The first error calculation unit 206 calculates a first error based on the estimated results of the position and the size of the tracking target that were estimated by the tracking result calculation unit 205 from the search image 304, and on GT of the tracking target within the search image 304.
The feature obtaining unit 207 obtains, from the feature map 306 obtained from the final laver of the feature extraction NN 305, features corresponding to an area in which both of the tracking target and a similar object exist. Here, the area of the similar object is an area whose pixel values are larger than a threshold in the likelihood map 311 output from the tracking result calculation unit 205.

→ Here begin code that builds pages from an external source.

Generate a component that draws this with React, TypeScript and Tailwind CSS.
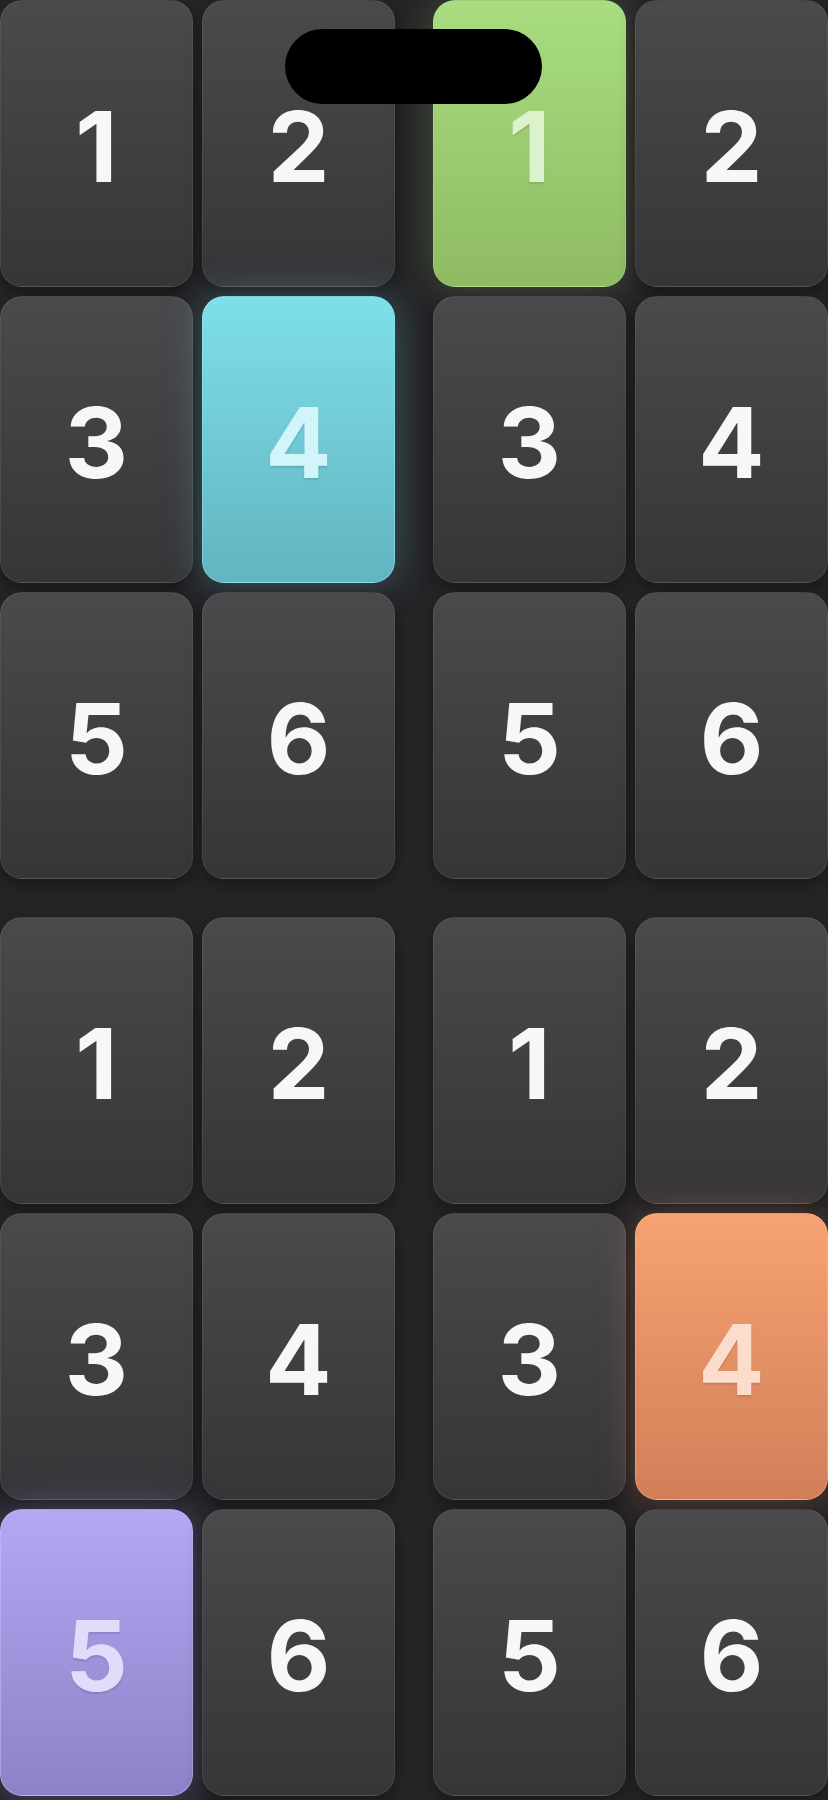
import React from 'react';

type Accent = 'green' | 'cyan' | 'orange' | 'purple' | null;

type Block = {
  labels: string[];
  accent: { index: number; tone: Accent };
};

const blocks: Block[] = [
  { labels: ['1', '2', '3', '4', '5', '6'], accent: { index: 3, tone: 'cyan' } },
  { labels: ['1', '2', '3', '4', '5', '6'], accent: { index: 0, tone: 'green' } },
  { labels: ['1', '2', '3', '4', '5', '6'], accent: { index: 4, tone: 'purple' } },
  { labels: ['1', '2', '3', '4', '5', '6'], accent: { index: 3, tone: 'orange' } },
];

const toneCard: Record<Exclude<Accent, null>, string> = {
  green:
    'bg-gradient-to-b from-[#a9dd80] to-[#8fbb63] border-[#b9e69a]/40 shadow-[0_0_40px_rgba(150,205,110,0.28)]',
  cyan: 'bg-gradient-to-b from-[#7ee0ea] to-[#62b4c0] border-[#9eeaf2]/50 shadow-[0_0_40px_rgba(110,215,228,0.3)]',
  orange:
    'bg-gradient-to-b from-[#f7a272] to-[#d27f59] border-[#ffc09a]/40 shadow-[0_0_40px_rgba(240,150,100,0.28)]',
  purple:
    'bg-gradient-to-b from-[#b4a8f4] to-[#8d81c8] border-[#c8bff8]/50 shadow-[0_0_40px_rgba(170,155,240,0.3)]',
};

const toneText: Record<Exclude<Accent, null>, string> = {
  green: 'text-[#dcf2cc]',
  cyan: 'text-[#d2f5f9]',
  orange: 'text-[#fcdccb]',
  purple: 'text-[#e2dcfb]',
};

function Card({ label, tone }: { label: string; tone: Accent }) {
  const base =
    'flex h-[287px] items-center justify-center rounded-[22px] border';
  const skin = tone
    ? toneCard[tone]
    : 'bg-gradient-to-b from-[#4a494c] to-[#363538] border-white/[0.07] shadow-[0_6px_16px_rgba(0,0,0,0.35)]';
  const text = tone ? `${toneText[tone]} [text-shadow:0_2px_2px_rgba(0,0,0,0.12)]` : 'text-[#f7f7f5]';

  return (
    <div className={`${base} ${skin}`}>
      <span
        className={`pt-[6px] text-[98px] font-bold leading-none ${text}`}
        style={{ fontFamily: 'Inter, "Liberation Sans", sans-serif' }}
      >
        {label}
      </span>
    </div>
  );
}

export default function App() {
  return (
    <div className="relative min-h-[1800px] w-full overflow-hidden bg-[#252427]">
      <div className="grid grid-cols-2 gap-[38px]">
        {blocks.map((block, b) => (
          <div key={b} className="grid grid-cols-2 gap-[9px]">
            {block.labels.map((label, i) => (
              <Card
                key={i}
                label={label}
                tone={i === block.accent.index ? block.accent.tone : null}
              />
            ))}
          </div>
        ))}
      </div>

      <div className="absolute left-[285px] top-[29px] h-[75px] w-[257px] rounded-full bg-black" />
    </div>
  );
}
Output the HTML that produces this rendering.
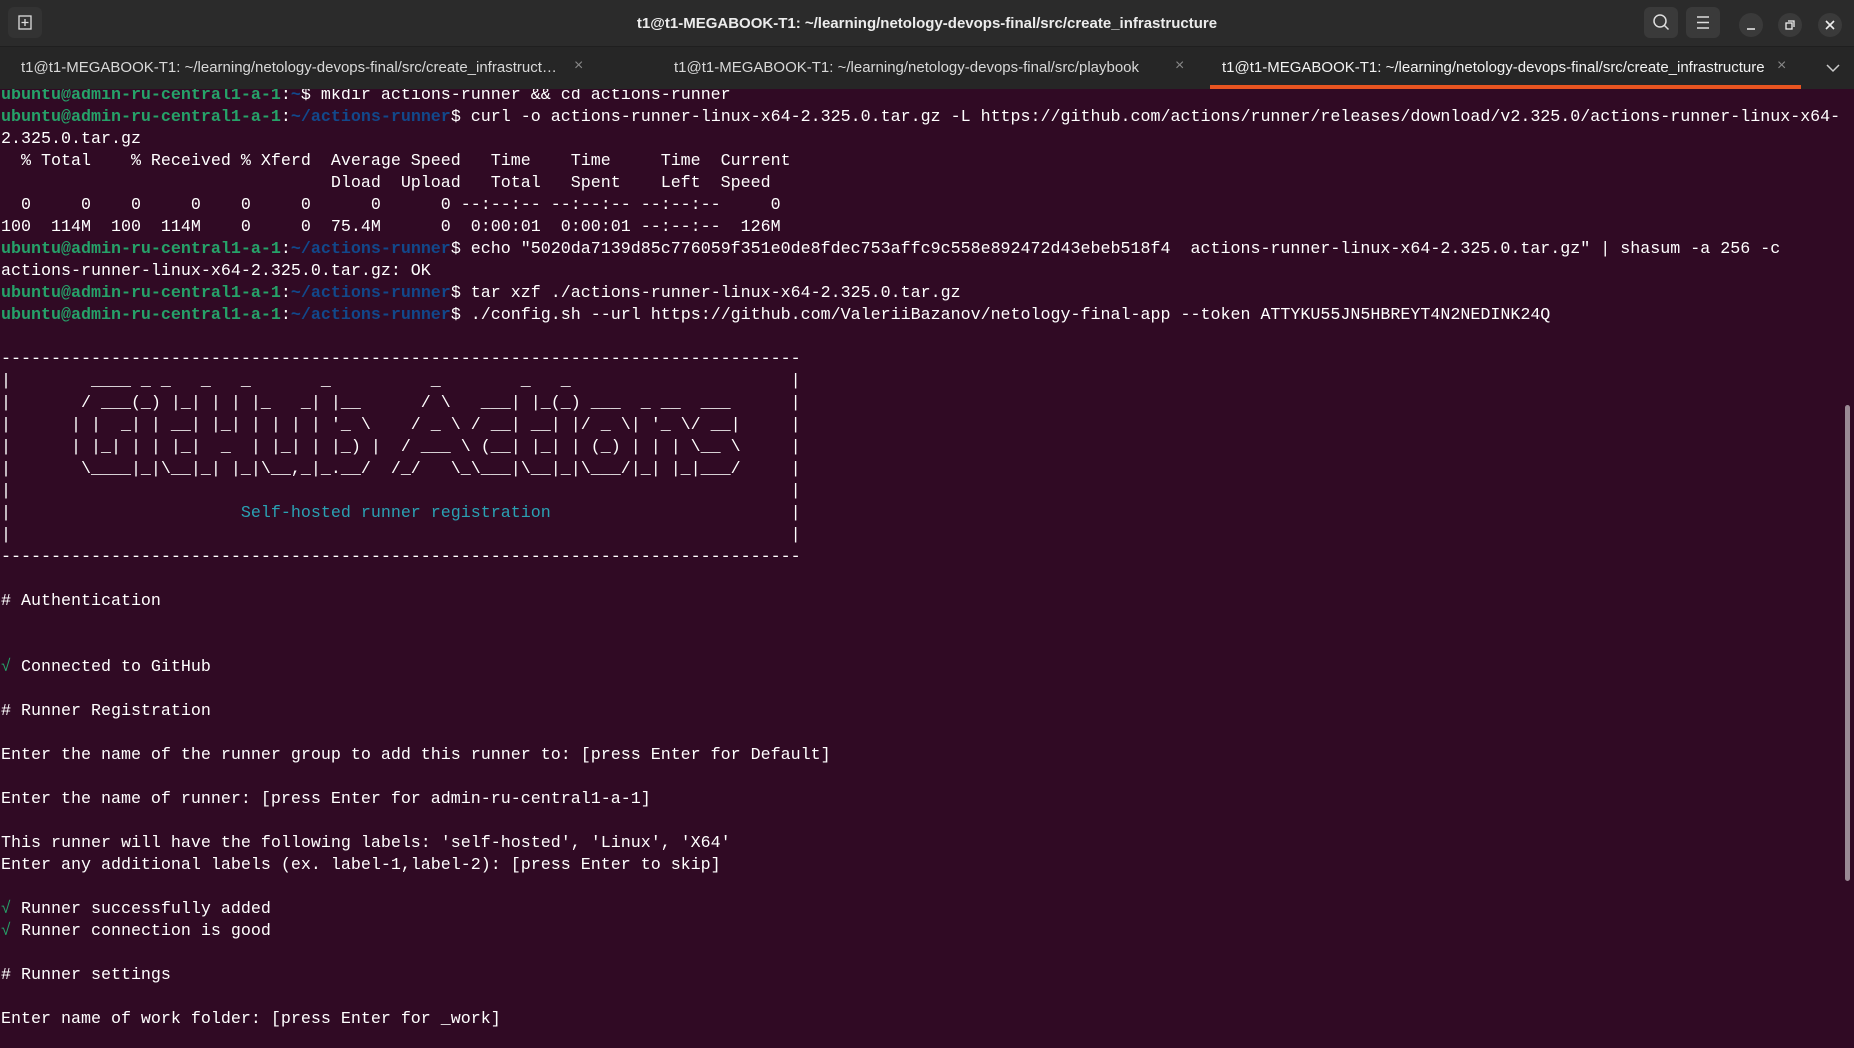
<!DOCTYPE html>
<html><head><meta charset="utf-8"><style>
html,body{margin:0;padding:0;width:1854px;height:1048px;overflow:hidden;background:#300a24;}
.title{position:absolute;left:0;top:0;width:1854px;height:46px;background:#2b2b2b;z-index:3;}
.title .t{position:absolute;left:0;width:1854px;top:15px;text-align:center;color:#ececec;font:bold 15px "Liberation Sans",sans-serif;}
.btn{position:absolute;top:7px;width:34px;height:31px;background:#3a3a3a;border-radius:6px;}
.circ{position:absolute;top:13px;width:24px;height:24px;border-radius:50%;background:#3a3a3a;}
.tabs{position:absolute;left:0;top:46px;width:1854px;height:42px;background:#262626;border-top:1px solid #1f1f1f;z-index:3;font:15px "Liberation Sans",sans-serif;color:#d8d8d8;}
.tab{position:absolute;top:12px;white-space:nowrap;}
.x{position:absolute;top:10px;color:#888;font:16px "Liberation Sans",sans-serif;}
.ul{position:absolute;left:1210px;width:591px;top:38px;height:4px;background:#e95420;}
pre{position:absolute;left:1px;top:85px;margin:0;font:16.67px/22px "Liberation Mono",monospace;color:#ffffff;white-space:pre;}
.g{color:#26a269;font-weight:bold}
.b{color:#12488b;font-weight:bold}
.c{color:#2aa1b3}
.sb{position:absolute;left:1845px;top:405px;width:5px;height:476px;background:#9a8a95;border-radius:3px;}
</style></head><body>
<div class="title">
 <div class="btn" style="left:8px;background:#333"><svg width="34" height="31"><rect x="11" y="9" width="12" height="13" fill="none" stroke="#ddd" stroke-width="1.3"/><path d="M17 12v7M13.5 15.5h7" stroke="#ddd" stroke-width="1.3"/></svg></div>
 <div class="t">t1@t1-MEGABOOK-T1: ~/learning/netology-devops-final/src/create_infrastructure</div>
 <div class="btn" style="left:1644px"><svg width="34" height="31"><circle cx="16" cy="14" r="6" fill="none" stroke="#ddd" stroke-width="1.5"/><path d="M20.5 18.5l4 4" stroke="#ddd" stroke-width="1.5"/></svg></div>
 <div class="btn" style="left:1686px"><svg width="34" height="31"><path d="M11 10h12M11 15.5h12M11 21h12" stroke="#ddd" stroke-width="1.4"/></svg></div>
 <div class="circ" style="left:1739px"><svg width="24" height="24"><path d="M8 16h8" stroke="#eee" stroke-width="1.5"/></svg></div>
 <div class="circ" style="left:1778px"><svg width="24" height="24"><rect x="8" y="10" width="6" height="6" fill="none" stroke="#eee" stroke-width="1.3"/><path d="M10 8h6v6" fill="none" stroke="#eee" stroke-width="1.3"/></svg></div>
 <div class="circ" style="left:1818px"><svg width="24" height="24"><path d="M8 8l8 8M16 8l-8 8" stroke="#eee" stroke-width="1.6"/></svg></div>
</div>
<div class="tabs">
 <div class="tab" style="left:21px">t1@t1-MEGABOOK-T1: ~/learning/netology-devops-final/src/create_infrastruct…</div><div class="x" style="left:574px">×</div>
 <div class="tab" style="left:674px">t1@t1-MEGABOOK-T1: ~/learning/netology-devops-final/src/playbook</div><div class="x" style="left:1175px">×</div>
 <div class="tab" style="left:1222px;color:#f2f2f2">t1@t1-MEGABOOK-T1: ~/learning/netology-devops-final/src/create_infrastructure</div><div class="x" style="left:1777px">×</div>
 <svg style="position:absolute;left:1825px;top:15px" width="16" height="12"><path d="M2 3l6 6 6-6" fill="none" stroke="#ccc" stroke-width="1.5"/></svg>
 <div class="ul"></div>
</div>
<pre><span class="g">ubuntu@admin-ru-central1-a-1</span>:<span class="b">~</span>$ mkdir actions-runner &amp;&amp; cd actions-runner
<span class="g">ubuntu@admin-ru-central1-a-1</span>:<span class="b">~/actions-runner</span>$ curl -o actions-runner-linux-x64-2.325.0.tar.gz -L https://github.com/actions/runner/releases/download/v2.325.0/actions-runner-linux-x64-
2.325.0.tar.gz
  % Total    % Received % Xferd  Average Speed   Time    Time     Time  Current
                                 Dload  Upload   Total   Spent    Left  Speed
  0     0    0     0    0     0      0      0 --:--:-- --:--:-- --:--:--     0
100  114M  100  114M    0     0  75.4M      0  0:00:01  0:00:01 --:--:--  126M
<span class="g">ubuntu@admin-ru-central1-a-1</span>:<span class="b">~/actions-runner</span>$ echo "5020da7139d85c776059f351e0de8fdec753affc9c558e892472d43ebeb518f4  actions-runner-linux-x64-2.325.0.tar.gz" | shasum -a 256 -c
actions-runner-linux-x64-2.325.0.tar.gz: OK
<span class="g">ubuntu@admin-ru-central1-a-1</span>:<span class="b">~/actions-runner</span>$ tar xzf ./actions-runner-linux-x64-2.325.0.tar.gz
<span class="g">ubuntu@admin-ru-central1-a-1</span>:<span class="b">~/actions-runner</span>$ ./config.sh --url https://github.com/ValeriiBazanov/netology-final-app --token ATTYKU55JN5HBREYT4N2NEDINK24Q

--------------------------------------------------------------------------------
|        ____ _ _   _   _       _          _        _   _                      |
|       / ___(_) |_| | | |_   _| |__      / \   ___| |_(_) ___  _ __  ___      |
|      | |  _| | __| |_| | | | | '_ \    / _ \ / __| __| |/ _ \| '_ \/ __|     |
|      | |_| | | |_|  _  | |_| | |_) |  / ___ \ (__| |_| | (_) | | | \__ \     |
|       \____|_|\__|_| |_|\__,_|_.__/  /_/   \_\___|\__|_|\___/|_| |_|___/     |
|                                                                              |
|                       <span class="c">Self-hosted runner registration</span>                        |
|                                                                              |
--------------------------------------------------------------------------------

# Authentication


<span class="g" style="font-weight:normal">√</span> Connected to GitHub

# Runner Registration

Enter the name of the runner group to add this runner to: [press Enter for Default]

Enter the name of runner: [press Enter for admin-ru-central1-a-1]

This runner will have the following labels: 'self-hosted', 'Linux', 'X64'
Enter any additional labels (ex. label-1,label-2): [press Enter to skip]

<span class="g" style="font-weight:normal">√</span> Runner successfully added
<span class="g" style="font-weight:normal">√</span> Runner connection is good

# Runner settings

Enter name of work folder: [press Enter for _work]</pre>
<div class="sb"></div>
</body></html>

The second error calculation unit 208 calculates a second error in a feature space based on the respective features of the tracking target and the similar object obtained by the feature obtaining unit 207. The purpose of calculating the second error is to facilitate differentiation of the tracking target with use of the NN 309 by reducing the degree of similarity between the respective features of the tracking target and the similar object. The second error calculation unit 208 calculates, as the second error, a feature representation where the respective features of tracking targets are arranged closely to each other whereas the features of a similar object are arranged far from the features of a tracking target in the feature space. The method of calculating the second error will be described later.
The parameter updating unit 209 updates parameters of the feature extraction NN 302 and the NN 309 based on a loss, which is a weighted sum of both of the first error and the second error that are respectively calculated by the first error calculation unit 206 and the second error calculation unit 208.
The parameter storage unit 210 stores the parameters of the feature extraction NN 302 and the NN 309 updated by the parameter updating unit 209.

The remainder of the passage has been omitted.